Britain was a country ruled by the property owning classes. Property was a mark of esteem and social privilege and those who had it were very aware of the urgent and permanent need to hold on to it- which made the government’s attempt to hold on the Property tax ( essentially a tax levied on proceeds from land ownership) even more remarkable. The Prime Minister Lord Liverpool and the foreign minister Castlereagh knew how desperate the financial situation was. The Chancellor of the Exchequer, Nicholas Vansittart, came to the House of Commons with a confident proposition. He would half the rate of tax to 5% and he would protect small farmers. He regretted not being able to expire it-“expire” rather than “abolish” it making it clear that it was a time limited expedient. He promised cuts in expenditure from 30million pa to 20million.

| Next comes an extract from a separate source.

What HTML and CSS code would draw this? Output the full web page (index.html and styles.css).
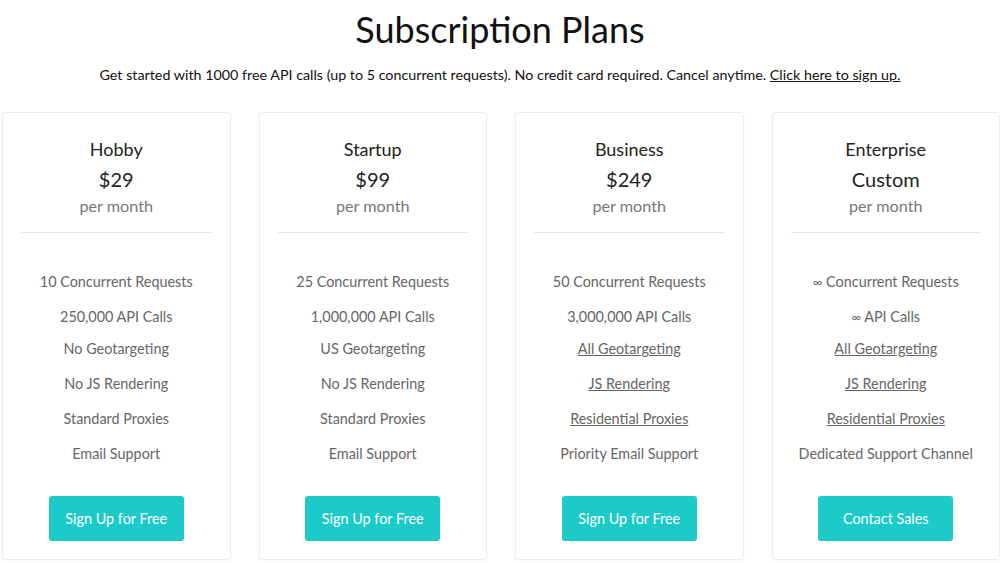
FILE: index.html
```html
<!DOCTYPE html>
<html>
<head>
<meta charset="utf-8">
<link rel="stylesheet" href="styles.css">
</head>
<body>
<div class="page">
  <h1 class="title">Subscription Plans</h1>
  <p class="lead">Get started with 1000 free API calls (up to 5 concurrent requests). No credit card required. Cancel anytime. <a href="#" class="lead-link">Click here to sign up.</a></p>
  <div class="plans">
    <div class="card">
      <div class="head">
        <div class="name">Hobby</div>
        <div class="price">$29</div>
        <div class="period">per month</div>
      </div>
      <ul class="features">
        <li class="f f1">10 Concurrent Requests</li>
        <li class="f f2">250,000 API Calls</li>
        <li class="f f3">No Geotargeting</li>
        <li class="f">No JS Rendering</li>
        <li class="f">Standard Proxies</li>
        <li class="f">Email Support</li>
      </ul>
      <a href="#" class="btn">Sign Up for Free</a>
    </div>
    <div class="card">
      <div class="head">
        <div class="name">Startup</div>
        <div class="price">$99</div>
        <div class="period">per month</div>
      </div>
      <ul class="features">
        <li class="f f1">25 Concurrent Requests</li>
        <li class="f f2">1,000,000 API Calls</li>
        <li class="f f3">US Geotargeting</li>
        <li class="f">No JS Rendering</li>
        <li class="f">Standard Proxies</li>
        <li class="f">Email Support</li>
      </ul>
      <a href="#" class="btn">Sign Up for Free</a>
    </div>
    <div class="card">
      <div class="head">
        <div class="name">Business</div>
        <div class="price">$249</div>
        <div class="period">per month</div>
      </div>
      <ul class="features">
        <li class="f f1">50 Concurrent Requests</li>
        <li class="f f2">3,000,000 API Calls</li>
        <li class="f f3"><span class="u">All Geotargeting</span></li>
        <li class="f"><span class="u">JS Rendering</span></li>
        <li class="f"><span class="u">Residential Proxies</span></li>
        <li class="f">Priority Email Support</li>
      </ul>
      <a href="#" class="btn">Sign Up for Free</a>
    </div>
    <div class="card">
      <div class="head">
        <div class="name">Enterprise</div>
        <div class="price">Custom</div>
        <div class="period">per month</div>
      </div>
      <ul class="features">
        <li class="f f1"><span class="inf">∞</span> Concurrent Requests</li>
        <li class="f f2"><span class="inf">∞</span> API Calls</li>
        <li class="f f3"><span class="u">All Geotargeting</span></li>
        <li class="f"><span class="u">JS Rendering</span></li>
        <li class="f"><span class="u">Residential Proxies</span></li>
        <li class="f">Dedicated Support Channel</li>
      </ul>
      <a href="#" class="btn">Contact Sales</a>
    </div>
  </div>
</div>
</body>
</html>
```
FILE: styles.css
```css
* { box-sizing: border-box; }
html, body { margin: 0; padding: 0; background: #fff; overflow: hidden; }
body { font-family: Lato, "Open Sans", sans-serif; width: 1000px; height: 563px; }
.page { display: flex; flex-direction: column; align-items: center; }
.title {
  margin: 6px 0 0;
  font-size: 36px;
  font-weight: 400;
  line-height: 46px;
  color: #111;
}
.lead {
  margin: 13px 0 0;
  font-size: 14.3px;
  line-height: 20px;
  color: #111;
}
.lead-link { color: #111; text-decoration: underline; }
.plans {
  align-self: flex-start;
  margin: 27px 0 0 2px;
  display: flex;
  gap: 28px;
  width: 998px;
}
.card {
  flex: 1 1 0;
  height: 448px;
  border: 1px solid #ececec;
  border-radius: 3px;
  box-shadow: 0 1px 3px rgba(0,0,0,0.04);
  padding: 0 18px;
  display: flex;
  flex-direction: column;
  align-items: center;
  text-align: center;
}
.head {
  width: 100%;
  padding: 23px 0 16px;
  border-bottom: 1px solid #e6e6e6;
}
.name { font-size: 18px; line-height: 26px; color: #222; }
.price { font-size: 20px; line-height: 34px; color: #222; }
.period { font-size: 16.2px; line-height: 20px; color: #777; }
.features {
  list-style: none;
  margin: 0;
  padding: 0;
  width: 100%;
  color: #666;
  font-size: 14.4px;
}
.f { line-height: 20px; margin-top: 15px; }
.f1 { margin-top: 39px; }
.f3 { margin-top: 12px; }
.u { text-decoration: underline; }
.inf { font-size: 13px; }
.btn {
  margin-top: 32px;
  display: inline-flex;
  align-items: center;
  justify-content: center;
  width: 135px;
  height: 45px;
  border-radius: 3px;
  background: #1ccac7;
  color: #fff;
  font-size: 14.4px;
  text-decoration: none;
}
```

However, this was not good enough for the property owning members of the House. The Honourable Sir W Curtis said this was a war tax, and where was the war? The family had made a fortune manufacturing see biscuits for the Navy and would have made a fortune with the expansion of the Royal Navy during the war, but now he was looking forward to 90,000 sailors being demobbed in 1816, as promised by Castlereagh. Vansittart argued in vain that more indirection taxation on expenditure would hit the poor hard. For many of the Members of Parliament, the fact that there would be government bureaucrats enquiring about their income was the last straw. The vote was lost by 40; the debate was ended by William Wilberforce, the man who led the campaign for the abolition of the Slave Trade who suggested that the government simply cut its budget faster and more savagely. The Scottish doctor Thomas Lucas made this entry on March 1st

“Numerous petitions from most parts of England and a few from Scotland presented to the House of Commons against the continuation of the income tax, but it seems little attention will be paid to them. The necessities of the country are however very great and urgent. If useless places and tensions were abolished there would not be any occasion for such an odious tax.”

The only remaining way of raising the money needed was by increasing taxes on spending. This indirect taxation pushed up the price of tea, tobacco, sugar and beer. Much of the money raised from the poor would be used to pay interest on the loans given mostly by the wealthy, who had just opted out of making a contribution themselves by allowing the Property tax to expire.

In the same budget, the Chancellor announced that the Lottery had made a £200,000 contribution to government funds. The only good cause it was assigned to was to repay the debt held by the rich. The poor were truly the “white slaves of England” although this was not the sentiment of those who kept diaries or owned property.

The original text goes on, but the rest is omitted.